Samruddi Porey, a practicing lawyer at the Bombay High Court, was inspired to make a film on a surrogacy-related case she was handling. She spent over two years researching on in-vitro fertilisation (IVF) governing surrogacy, and put in her own money into making the film. She contributed to the film's screenplay, dialogues and editing.

This film also highlights the other social issues –apathy of the farmers, the importance of a middle man in getting any of the work done.

The American child-Aiden, who acted in the movie, was himself, a surrogate child born in India. His parents were back in India to have their second surrogate child when Porey noticed Aiden and approached them for the role. Aiden, who could barely speak his own mother tongue, became fluent in the Waradhi dialect (local) within four months. The entire film was shot over a period of 15 days.

Awards and recognition:-
The film won the National Film Award for Best Feature Film in Marathi. It was also selected to be shown to President Obama by President Pratibha Patil.

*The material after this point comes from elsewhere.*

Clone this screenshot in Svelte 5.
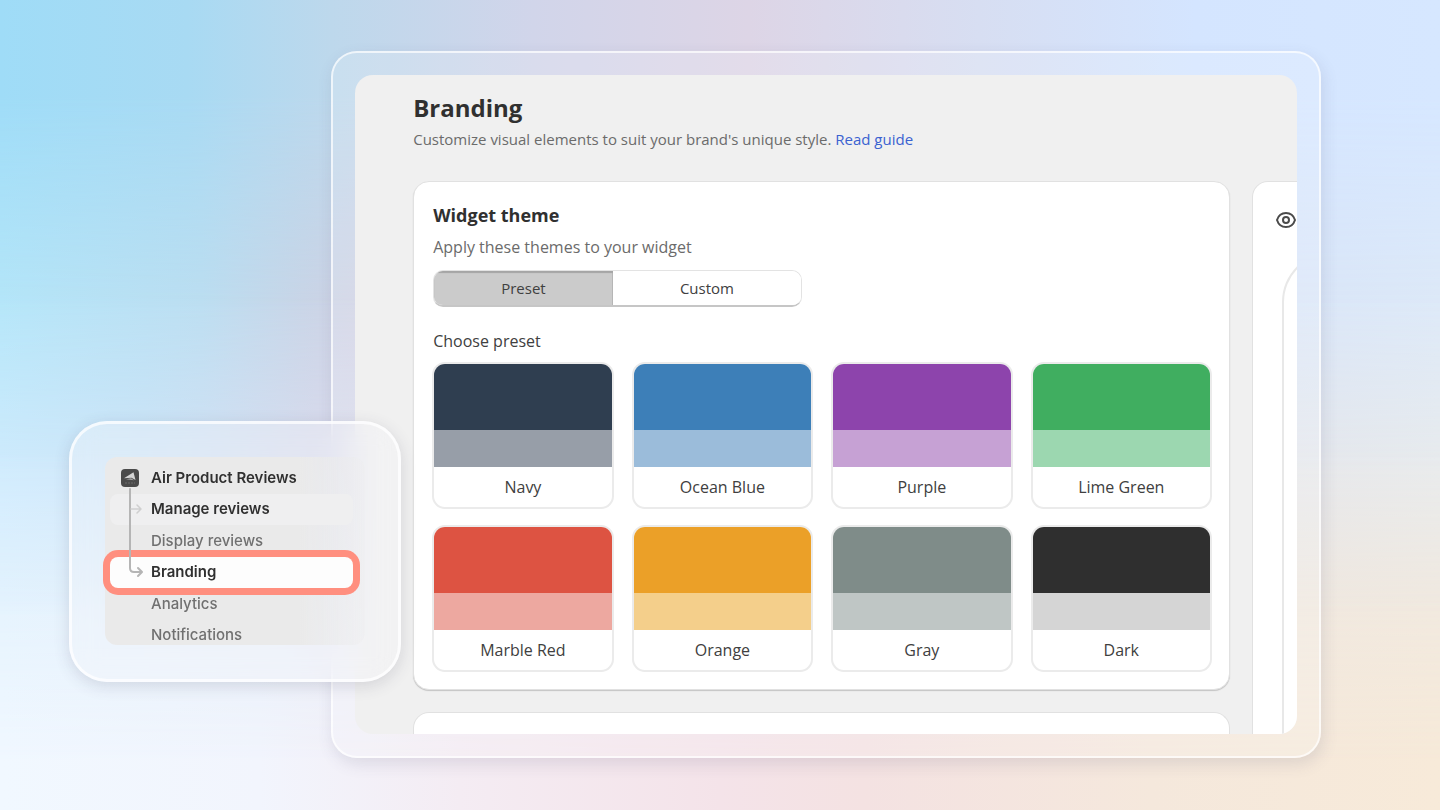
<script>
  const presets = [
    { name: 'Navy', main: '#2f3e50', soft: '#979ea8' },
    { name: 'Ocean Blue', main: '#3d7fb8', soft: '#9bbcda' },
    { name: 'Purple', main: '#8d44ac', soft: '#c6a1d4' },
    { name: 'Lime Green', main: '#40ae60', soft: '#9cd7b0' },
    { name: 'Marble Red', main: '#dd5342', soft: '#eda8a0' },
    { name: 'Orange', main: '#eba028', soft: '#f4cf8b' },
    { name: 'Gray', main: '#7f8c89', soft: '#bfc6c5' },
    { name: 'Dark', main: '#2f2f2f', soft: '#d5d5d5' }
  ];
  let mode = $state('preset');
  let chosen = $state('');
</script>

<div class="stage">
  <div class="wash w1"></div>
  <div class="wash w2"></div>
  <div class="wash w3"></div>
  <div class="wash w4"></div>

  <div class="frame">
    <main class="screen">
      <header>
        <h1>Branding</h1>
        <p>Customize visual elements to suit your brand's unique style. <a href="#guide">Read guide</a></p>
      </header>
      <div class="columns">
        <div class="primary">
          <section class="card theme">
            <h2>Widget theme</h2>
            <p class="hint">Apply these themes to your widget</p>
            <div class="segments">
              <button class:on={mode === 'preset'} onclick={() => (mode = 'preset')}>Preset</button>
              <button class:on={mode === 'custom'} onclick={() => (mode = 'custom')}>Custom</button>
            </div>
            <h3>Choose preset</h3>
            <div class="presets">
              {#each presets as p}
                <button class="preset" aria-pressed={chosen === p.name} onclick={() => (chosen = p.name)}>
                  <span class="main" style="background:{p.main}"></span>
                  <span class="soft" style="background:{p.soft}"></span>
                  <span class="name">{p.name}</span>
                </button>
              {/each}
            </div>
          </section>
          <section class="card next"></section>
        </div>
        <aside class="card preview">
          <svg width="22" height="22" viewBox="0 0 22 22" fill="none" stroke="#4a4a4a" stroke-width="2">
            <path d="M2 11C3.400 6.600 6.800 4 11 4s7.600 2.600 9 7c-1.400 4.400-4.800 7-9 7s-7.600-2.600-9-7z" stroke-linejoin="round" />
            <circle cx="11" cy="11" r="3" />
          </svg>
          <div class="device"></div>
        </aside>
      </div>
    </main>
  </div>

  <div class="glass">
    <nav class="menu">
      <svg class="tree" width="16" height="96" viewBox="0 0 16 96" fill="none" stroke="#b5b5b5" stroke-width="2" stroke-linecap="round" stroke-linejoin="round">
        <path d="M2 1v79q0 4 4 4h7M10 80l4 4-4 4" />
        <path d="M3 21h9M9 17l4 4-4 4" stroke="#cfcfcf" stroke-width="1.500" />
      </svg>
      <a class="strong" href="#app">
        <svg class="logo" width="18" height="18" viewBox="0 0 18 18">
          <rect width="18" height="18" rx="4" fill="#4b4b4b" />
          <path d="M3 9.200 12.500 3.200 14.500 11 10.500 8.800z" fill="#d4d4d4" />
          <path d="M5 10.300 10 9.200 13 11.300z" fill="#a8a8a8" />
          <path d="M4 14h10" stroke="#6c6c6c" stroke-dasharray="2 1" />
        </svg>
        Air Product Reviews
      </a>
      <a class="strong soft-row" href="#manage">Manage reviews</a>
      <a href="#display">Display reviews</a>
      <a class="strong current" href="#branding">Branding</a>
      <a href="#analytics">Analytics</a>
      <a href="#notifications">Notifications</a>
    </nav>
  </div>
</div>

<style>
  :global(body) {
    margin: 0;
  }
  .stage {
    position: relative;
    box-sizing: border-box;
    display: flex;
    min-height: 100vh;
    padding: 51px 119px 52px 23%;
    overflow: hidden;
    background: linear-gradient(90deg, #f1f8ff, #f2f5fd 18%, #f4ecf3 32%, #f4e3e9 50%, #f4e2e2 60%, #f5e8dc 80%, #f7ead9);
    font-family: 'Open Sans', 'Noto Sans', sans-serif;
    color: #303030;
  }
  .wash {
    position: absolute;
    inset: 0;
  }
  .w1 {
    background: linear-gradient(90deg, #e5f3fe, #e8eff9 20%, #ece4f0 36%, #eddde6 60%, #f0e8df 88%, #f1e9df);
    mask-image: linear-gradient(#000 74%, transparent 94%);
  }
  .w2 {
    background: linear-gradient(90deg, #cfebfd, #cfe5f8 10%, #dadcee 22%, #dcd8e8 50%, #e5e7ec 89%, #e8ebed);
    mask-image: linear-gradient(#000 56%, transparent 76%);
  }
  .w3 {
    background: linear-gradient(90deg, #b5e6f9, #bcdef1 14%, #c9d5e7 21%, #d3cfe2 27%, #d3cce0 50%, #dae6f8 90%, #dde9f8);
    mask-image: linear-gradient(#000 37%, transparent 58%);
  }
  .w4 {
    background: linear-gradient(90deg, #9fdcf7, #a8daf3 13%, #bdd8ec 23%, #d1d5ea 37%, #ddd5e6 52%, #d7def2 68%, #d4e5ff 83%, #d6e7ff);
    mask-image: linear-gradient(#000 12%, transparent 38%);
  }
  .frame {
    position: relative;
    box-sizing: border-box;
    display: flex;
    flex: 1;
    min-width: 0;
    padding: 22px;
    border: 2px solid rgb(255 255 255 / 75%);
    border-radius: 26px;
    background: rgb(255 255 255 / 18%);
    background-clip: padding-box;
    box-shadow: 2px 6px 16px rgb(80 80 110 / 14%);
  }
  .screen {
    display: flex;
    flex: 1;
    flex-direction: column;
    min-width: 0;
    padding: 16px 0 0 58px;
    border-radius: 18px;
    overflow: hidden;
    background: #f0f0f0;
  }
  header {
    height: 90px;
  }
  h1,
  h2,
  h3,
  p {
    margin: 0;
  }
  h1 {
    font-size: 24px;
    line-height: 34px;
    font-weight: 700;
  }
  header p {
    margin-top: 3px;
    font-size: 15px;
    line-height: 22px;
    color: #6b6b6b;
  }
  header a {
    color: #3a62d0;
    text-decoration: none;
  }
  .columns {
    display: grid;
    flex: 1;
    grid-template-columns: minmax(0, 1fr) 45px;
    gap: 22px;
  }
  .primary {
    display: flex;
    flex-direction: column;
    gap: 22px;
  }
  .card {
    box-sizing: border-box;
    border: 1px solid #e1e1e1;
    border-radius: 16px;
    background: #fff;
  }
  .theme {
    padding: 21px 18px 17px 19px;
    box-shadow: 0 1px 1px #c4c4c4;
  }
  .next {
    flex: 1;
    min-height: 20px;
    border-bottom: 0;
    border-radius: 16px 16px 0 0;
  }
  h2 {
    font-size: 18px;
    line-height: 24px;
  }
  .hint {
    margin-top: 8px;
    font-size: 16px;
    line-height: 24px;
    color: #6b6b6b;
  }
  .segments {
    box-sizing: border-box;
    display: grid;
    grid-template-columns: 179fr 189fr;
    width: 369px;
    height: 37px;
    margin-top: 11px;
    border: 1px solid #e3e3e3;
    border-bottom: 2px solid #c6c6c6;
    border-radius: 10px;
    overflow: hidden;
  }
  button {
    padding: 0;
    border: 0;
    background: #fff;
    font: inherit;
    color: #404040;
  }
  .segments button {
    font-size: 15px;
  }
  .segments .on {
    background: #cbcbcb;
    box-shadow: inset 0 2px 1px #a5a5a5, inset -1px 0 #b8b8b8;
  }
  h3 {
    margin-top: 22px;
    font-size: 16px;
    line-height: 24px;
    font-weight: 400;
    color: #404040;
  }
  .presets {
    display: grid;
    grid-template-columns: repeat(4, minmax(0, 1fr));
    gap: 16px 18px;
    margin: 9px -1px 0;
  }
  .preset {
    display: flex;
    flex-direction: column;
    border: 2px solid #ebebeb;
    border-radius: 13px;
    overflow: hidden;
  }
  .main,
  .soft,
  .name {
    width: 100%;
  }
  .main {
    height: 66px;
  }
  .soft {
    height: 37px;
  }
  .name {
    font-size: 16px;
    line-height: 40px;
  }
  .preview {
    display: flex;
    flex-direction: column;
    width: 300px;
    padding: 27px 22px 0;
    border-bottom: 0;
    border-radius: 16px 16px 0 0;
  }
  .device {
    flex: 1;
    margin: 21px 0 0 7px;
    border: 2px solid #e8e8e8;
    border-bottom: 0;
    border-radius: 50px 0 0 0;
  }
  .glass {
    position: absolute;
    left: 69px;
    top: 421px;
    box-sizing: border-box;
    width: 332px;
    height: 261px;
    padding: 33px;
    border: 3px solid rgb(255 255 255 / 75%);
    border-radius: 38px;
    background: rgb(245 245 250 / 35%);
    backdrop-filter: blur(14px);
    box-shadow: 0 4px 16px rgb(60 60 90 / 16%);
    font-family: Inter, sans-serif;
  }
  .menu {
    position: relative;
    box-sizing: border-box;
    display: grid;
    grid-auto-rows: 1fr;
    height: 194px;
    padding: 5px 7px 0 5px;
  }
  .menu::before {
    content: '';
    position: absolute;
    z-index: -1;
    inset: 0 0 6px;
    border-radius: 12px;
    background: linear-gradient(90deg, #eaeaea 75%, rgb(236 236 238 / 40%));
  }
  .menu a {
    display: flex;
    align-items: center;
    gap: 12px;
    min-width: 0;
    padding-left: 41px;
    font-size: 15px;
    line-height: 20px;
    font-weight: 500;
    color: #707070;
    text-decoration: none;
  }
  .menu .strong {
    font-weight: 600;
    color: #303030;
  }
  .logo {
    margin-left: -30px;
  }
  .menu .soft-row {
    margin-right: 5px;
    border-radius: 8px;
    background: #efeff0;
  }
  .menu .current {
    margin-right: 5px;
    border-radius: 8px;
    background: #fdfdfd;
    box-shadow: 0 0 0 7px #ff8f7f;
  }
  .tree {
    position: absolute;
    z-index: 1;
    left: 23px;
    top: 31px;
  }
</style>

Porey had the guts to take this controversial topic of surrogacy as a subject of her first film and that too in a regional language.

This might be just a one among the hundred cases where the surrogate mother got justice of her motherhood. After surrogacy was made legal in 2002, people say it is turning into a business- but is it that easy to bear someone else’s child in your womb for 9 months and then part with it?